De bevoegde autoriteiten informeren de EBA wanneer de in de eerste alinea en de punten a), b) en c), van dit lid uiteengezette voorwaarden zijn vervuld op het nationale grondgebied van hun rechtsgebied en verschaffen de namen van voor die behandeling in aanmerking komende protectiegevers die aan de voorwaarden van dit lid en van lid 5 voldoen.

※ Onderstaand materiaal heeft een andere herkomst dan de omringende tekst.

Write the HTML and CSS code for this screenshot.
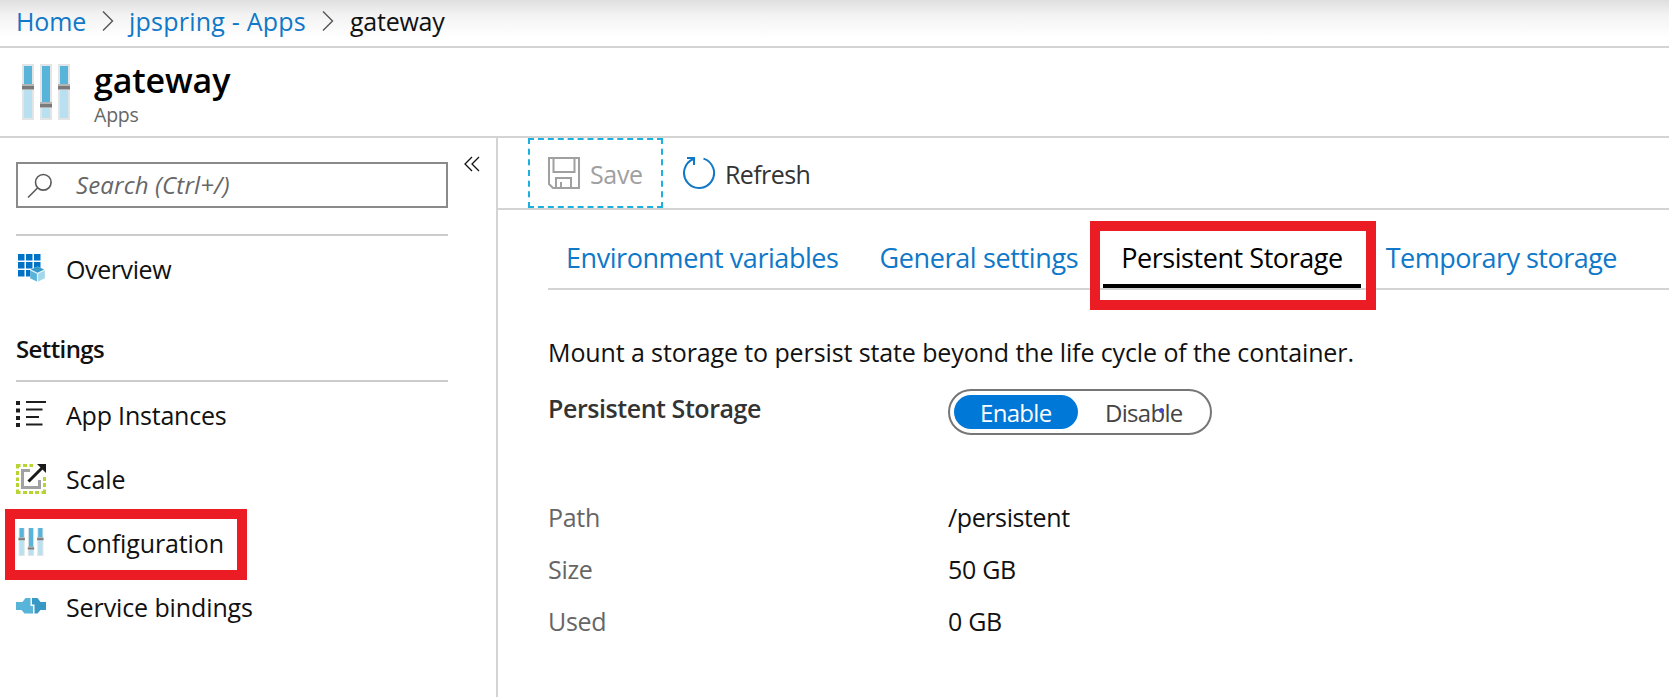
FILE: index.html
```html
<!DOCTYPE html>
<html lang="en">
<head>
<meta charset="utf-8">
<title>gateway - Configuration</title>
<link rel="stylesheet" href="styles.css">
</head>
<body>
<svg class="defs" aria-hidden="true">
  <defs>
    <g id="sliders">
      <path d="M0 0h12v56H0zM18 0h12v56H18zM36 0h12v56H36z" fill="#e2e4e5"/>
      <path d="M2 2h8v52H2zM20 2h8v52h-8zM38 2h8v52h-8z" fill="#b9e0f0"/>
      <path d="M2 2h8v19H2zM20 2h8v37h-8zM38 2h8v19h-8z" fill="#59b4d9"/>
      <path d="M0 20h12v6H0zM18 38h12v6H18zM36 20h12v6H36z" fill="#b5b5b5"/>
      <path d="M0 22h12v3H0zM18 40h12v3H18zM36 22h12v3H36z" fill="#7a7a7a"/>
    </g>
  </defs>
</svg>

<nav class="crumbs">
  <a class="crumb crumb-home">Home</a>
  <svg class="chevron" width="12" height="22" viewBox="0 0 12 22"><path d="M1 1.5 10.5 11 1 20.5"/></svg>
  <a class="crumb crumb-apps">jpspring - Apps</a>
  <svg class="chevron" width="12" height="22" viewBox="0 0 12 22"><path d="M1 1.5 10.5 11 1 20.5"/></svg>
  <span class="crumb crumb-current">gateway</span>
</nav>

<header class="header">
  <svg class="header-icon" width="48" height="56" viewBox="0 0 48 56"><use href="#sliders"/></svg>
  <div class="header-text">
    <h1 class="title">gateway</h1>
    <div class="subtitle">Apps</div>
  </div>
</header>

<div class="body">
  <aside class="sidebar">
    <div class="search-row">
      <div class="search">
        <svg width="26" height="26" viewBox="0 0 26 26" fill="none" stroke="#5a5a5a" stroke-width="1.6"><circle cx="16.3" cy="9.3" r="7.8"/><path d="M10.5 15 1 24.5"/></svg>
        <span class="placeholder">Search (Ctrl+/)</span>
      </div>
      <svg class="collapse" width="16" height="16" viewBox="0 0 16 16" fill="none" stroke="#111" stroke-width="1.3"><path d="M8 1 1 8l7 7M15 1 8 8l7 7"/></svg>
    </div>

    <div class="group-first">
      <a class="item item-overview">
        <svg width="30" height="30" viewBox="0 0 30 30">
          <path d="M2 0h6.500v6.500H2zM10 0h6.500v6.500H10zM18 0h6.500v6.500H18zM2 8h6.500v6.500H2zM10 8h6.500v6.500H10zM18 8h6.500v6.500H18zM2 16h6.500v6.500H2zM10 16h6.500v6.500H10z" fill="#0072c6"/>
          <path d="m21.500 12.500 7.300 3.300v8.400l-7.300 3.600-7.300-3.600v-8.400z" fill="#e6f4fa"/>
          <path d="m21.500 12.600 6.600 3-6.600 3.100-6.600-3.100z" fill="#3999c6"/>
          <path d="m14.200 16.600 6.700 3.200v7.800l-6.700-3.300z" fill="#59b4d9"/>
          <path d="m28.800 16.600-6.700 3.200v7.800l6.700-3.300z" fill="#a3d7ec"/>
        </svg>
        <span>Overview</span>
      </a>
    </div>

    <h2 class="group-title">Settings</h2>
    <div class="group">
      <a class="item item-instances">
        <svg width="30" height="30" viewBox="0 0 30 30" fill="#1e1e1e"><path d="M0 1h4v4H0zM0 8.500h4v4H0zM0 16h4v4H0zM0 23h4v4H0zM10 1h20v2H10zM10 8.500h16.500v2H10zM10 16h13v2H10zM10 23.500h16.500v2H10z"/></svg>
        <span>App Instances</span>
      </a>
      <a class="item item-scale">
        <svg width="30" height="30" viewBox="0 0 30 30" fill="none">
          <path d="M0 4.500V0h4.500v3H3v1.500zM7 0h4v3H7zM13.500 0H17v3h-3.500zM0 7h3v4H0zM0 13.500h3v3.500H0zM0 19h3v4H0zM0 25.500h3V27h1.500v3H0zM7 27h4v3H7zM13 27h4v3h-4zM19 27h4v3h-4zM25.500 27H27v-1.500h3V30h-4.500zM27 13h3v4h-3zM27 19h3v4h-3z" fill="#b8d432"/>
          <path d="M14 6.500H6.500v17h17V16" stroke="#a0a1a2" stroke-width="3"/>
          <path d="M12.500 17.500 26 4" stroke="#1a1a1a" stroke-width="3"/>
          <path d="M21 0h9v9z" fill="#1a1a1a"/>
        </svg>
        <span>Scale</span>
      </a>
      <a class="item item-config">
        <svg width="30" height="30" viewBox="-5 2 58 58"><use href="#sliders"/></svg>
        <span>Configuration</span>
        <i class="mark mark-config"></i>
      </a>
      <a class="item item-bindings">
        <svg width="30" height="30" viewBox="0 0 30 30">
          <path d="M0 10h6.500l3-4h5v8H17v7.500H8.500l-3-3.500H0z" fill="#59b4d9"/>
          <path d="M16 6h5.500l3 4H30v8h-5.500l-3 3.500h-3v-9H16z" fill="#3999c6"/>
        </svg>
        <span>Service bindings</span>
      </a>
    </div>
  </aside>

  <main class="main">
    <div class="toolbar">
      <button class="tool tool-save">
        <svg width="32" height="32" viewBox="0 0 32 32" fill="none" stroke="#a0a0a0" stroke-width="2"><path d="M1 1h30v30H5l-4-4zM5.500 1v14h21V1M8 31V21h15v10M13 31v-6"/></svg>
        <span>Save</span>
      </button>
      <button class="tool tool-refresh">
        <svg width="32" height="34" viewBox="0 0 32 34" fill="none" stroke="#0f78c8" stroke-width="2"><path d="M20.500 2.600A15 15 0 1 1 10.500 3M4 2h7v7"/></svg>
        <span>Refresh</span>
      </button>
    </div>

    <div class="tabs">
      <a class="tab">Environment variables</a>
      <a class="tab tab-general">General settings</a>
      <a class="tab tab-active">Persistent Storage<i class="mark mark-tab"></i></a>
      <a class="tab tab-temp">Temporary storage</a>
    </div>

    <section class="content">
      <p class="lead">Mount a storage to persist state beyond the life cycle of the container.</p>
      <div class="field">
        <div class="field-label">Persistent Storage</div>
        <div class="toggle">
          <span class="option option-on">Enable</span>
          <span class="option option-off">Disable<i class="dot"></i></span>
        </div>
      </div>
      <dl class="facts">
        <dt class="path-label">Path</dt><dd class="path-value">/persistent</dd>
        <dt class="size-label">Size</dt><dd>50 GB</dd>
        <dt class="used-label">Used</dt><dd>0 GB</dd>
      </dl>
    </section>
  </main>
</div>
</body>
</html>
```
FILE: styles.css
```css
* { box-sizing: border-box; }

body {
  margin: 0;
  height: 697px;
  display: flex;
  flex-direction: column;
  overflow: hidden;
  background: #fff;
  color: #111;
  font: 25px/40px "Open Sans", "Noto Sans", sans-serif;
}

.defs { position: absolute; width: 0; height: 0; }
svg { flex: none; display: block; }
h1, h2, p, dl, dd { margin: 0; }

/* Breadcrumbs */
.crumbs {
  flex: none;
  display: flex;
  align-items: flex-start;
  height: 48px;
  padding-left: 16px;
  border-bottom: 2px solid #d4d4d4;
  background: linear-gradient(#dfdfdf, #f3f3f3 15px, #fff 38px);
}
.crumb { padding-top: 1px; color: #0f78c8; white-space: nowrap; }
.crumb-home { width: 86px; letter-spacing: -.1px; }
.crumb-apps { width: 193px; margin-left: 15px; letter-spacing: .22px; }
.crumb-current { margin-left: 16px; color: #111; letter-spacing: -.25px; }
.chevron { margin-top: 10px; fill: none; stroke: #555; stroke-width: 1.4; }

/* Header */
.header {
  flex: none;
  display: flex;
  height: 90px;
  padding-left: 22px;
  border-bottom: 2px solid #d4d4d4;
}
.header-icon { margin-top: 16px; }
.header-text { padding: 10px 0 0 24px; }
.title { font-size: 34px; line-height: 44px; font-weight: 600; letter-spacing: -.15px; color: #000; }
.subtitle { margin-top: -1px; font-size: 19.5px; line-height: 28px; letter-spacing: -.2px; color: #666; }

.body { flex: 1; display: flex; min-height: 0; }

/* Sidebar */
.sidebar {
  flex: none;
  width: 498px;
  padding: 24px 0 0 16px;
  border-right: 2px solid #d4d4d4;
}
.search-row { display: flex; }
.search {
  display: flex;
  width: 432px;
  height: 46px;
  padding: 9px 0 0 9px;
  border: 2px solid #8a8a8a;
}
.placeholder {
  margin-left: 23px;
  font-size: 24px;
  line-height: 24px;
  font-style: italic;
  letter-spacing: .15px;
  color: #666;
}
.collapse { margin: -6px 0 0 16px; }
.group-first { width: 432px; margin-top: 26px; padding-top: 1px; border-top: 2px solid #ccc; }
.item { position: relative; display: flex; align-items: center; gap: 20px; height: 64px; letter-spacing: -.12px; }
.item-overview { letter-spacing: -.4px; }
.item-instances { letter-spacing: -.2px; }
.item-bindings { letter-spacing: -.11px; }
.group-title {
  width: 432px;
  height: 81px;
  padding-top: 28px;
  border-bottom: 2px solid #ccc;
  font-size: 24px;
  line-height: 40px;
  font-weight: 600;
  letter-spacing: -.6px;
}
.group { padding-top: 1px; }

/* Red highlight frames */
.mark { position: absolute; border: 10px solid #ec1c24; }
.mark-config { left: -11px; top: -2px; width: 242px; height: 71px; }
.mark-tab { left: -13px; top: 11px; width: 286px; height: 89px; }

/* Toolbar */
.main { flex: 1; min-width: 0; }
.toolbar {
  display: flex;
  gap: 20px;
  height: 72px;
  padding-left: 30px;
  border-bottom: 2px solid #d4d4d4;
}
.tool {
  display: flex;
  align-items: center;
  height: 70px;
  padding: 0;
  border: 0;
  background: none;
  font: inherit;
  color: #333;
}
.tool span { padding-top: 2px; }
.tool-save {
  width: 135px;
  gap: 10px;
  padding-left: 18px;
  border: 2px dashed #1bb0dd;
  color: #a0a0a0;
  letter-spacing: -.36px;
}
.tool-refresh { gap: 10px; letter-spacing: -.6px; }

/* Tabs */
.tabs {
  display: flex;
  gap: 8px;
  height: 80px;
  margin-left: 50px;
  border-bottom: 2px solid #d4d4d4;
  font-size: 27px;
}
.tab {
  position: relative;
  height: 78px;
  padding: 28px 16px 0 18px;
  color: #0f78c8;
  letter-spacing: -.44px;
  white-space: nowrap;
}
.tab-general { padding-left: 17px; padding-right: 17px; letter-spacing: -.37px; }
.tab-active { padding-right: 18px; color: #000; border-bottom: 4px solid #000; }
.tab-temp { padding-left: 17px; letter-spacing: -.52px; }

/* Content */
.content { padding: 42px 0 0 50px; }
.lead { white-space: nowrap; letter-spacing: -.11px; }
.field { display: flex; margin-top: 17px; }
.field-label { width: 400px; padding-top: 1px; line-height: 36px; font-weight: 600; letter-spacing: -.44px; color: #333; }
.toggle {
  display: flex;
  width: 264px;
  height: 46px;
  padding: 4px;
  border: 2px solid #767676;
  border-radius: 23px;
}
.option {
  position: relative;
  height: 34px;
  font-size: 24px;
  line-height: 36px;
  letter-spacing: -.7px;
}
.option-on { width: 124px; padding-left: 26px; border-radius: 17px; background: #0078d7; color: #fff; }
.option-off { padding-left: 27px; color: #444; }
.dot { position: absolute; left: 81px; top: 13px; width: 5px; height: 5px; border-radius: 50%; background: #4648c4; }
.facts {
  display: grid;
  grid-template-columns: 400px auto;
  grid-auto-rows: 52px;
  margin-top: 56px;
  line-height: 52px;
  letter-spacing: -.3px;
}
.facts dt { color: #666; letter-spacing: -.3px; }
.path-value { letter-spacing: -.4px; }
```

De EBA maakt de lijst van al die in aanmerking komende protectiegevers op haar website bekend en actualiseert die lijst jaarlijks.
5.
Voor de toepassing van lid 4 mogen de in dat lid bedoelde leningen worden behandeld als door een hypotheek op niet-zakelijk onroerend goed gedekte blootstellingen — in plaats van te worden behandeld als gegarandeerde blootstellingen — indien aan alle volgende voorwaarden wordt voldaan:
- a)
voor een blootstelling die volgens de standaardbenadering wordt behandeld, voldoet de blootstelling aan alle vereisten om te worden toegewezen aan de blootstellingscategorie van de artikelen 124 en 125 ‘Blootstellingen die gedekt zijn door hypotheken op onroerend goed’ uit de standaardbenadering, met dien verstande dat de instelling die de lening verstrekt, geen hypotheek op het niet-zakelijk onroerend goed heeft;
- b)
voor een blootstelling die volgens de IRB-benadering wordt behandeld, voldoet de blootstelling aan alle vereisten om te worden toegewezen aan de blootstellingscategorie van artikel 147, lid 2, punt d), ii), ‘Blootstellingen met betrekking tot particulieren en kleine partijen die gedekt zijn door niet-zakelijk onroerend goed’ uit de interneratingbenadering, met dien verstande dat de instelling die de lening verstrekt, geen hypotheek op het niet-zakelijk onroerend goed heeft;
- c)
op het niet-zakelijk onroerend goed zijn bij de toekenning van de lening geen hypothecaire pandrechten gevestigd en voor leningen die worden toegekend na 1 januari 2014 mag de kredietnemer contractueel geen hypothecaire pandrechten vestigen zonder de toestemming van de instelling die de lening oorspronkelijk heeft toegekend;
- d)
de protectiegever is een toelaatbare protectiegever in de zin van artikel 201 en heeft een door een aangewezen EKBI afgegeven kredietbeoordeling die overeenstemt met kredietkwaliteitscategorie 1 of 2;
- e)
de protectiegever is een instelling of een entiteit uit de financiële sector waarvoor eigenvermogensvereisten gelden die vergelijkbaar zijn met die welke van toepassing zijn op instellingen of verzekeringsondernemingen;
- f)
de protectiegever heeft voorzien in een volledig gefinancierd onderling garantiefonds of een vergelijkbare bescherming voor verzekeringsondernemingen om verliezen door kredietrisico op te vangen, waarvan de kalibratie regelmatig door de bevoegde autoriteiten wordt getoetst en die regelmatig, ten minste om de twee jaar, aan stresstests wordt onderworpen;
- g)
de instelling heeft contractueel en juridisch het recht een hypotheek te vestigen op het niet-zakelijk onroerend goed ingeval de protectiegever zich niet houdt of niet langer in staat is zich te houden aan zijn verplichtingen uit hoofde van de gegeven garantie.
6.
Instellingen die de optie van lid 4 gebruiken voor een bepaalde toelaatbare protectiegever op grond van het in dat lid bedoelde mechanisme, doen dit voor al hun blootstellingen met betrekking tot natuurlijke personen die uit hoofde van dat mechanisme door die protectiegever worden gegarandeerd.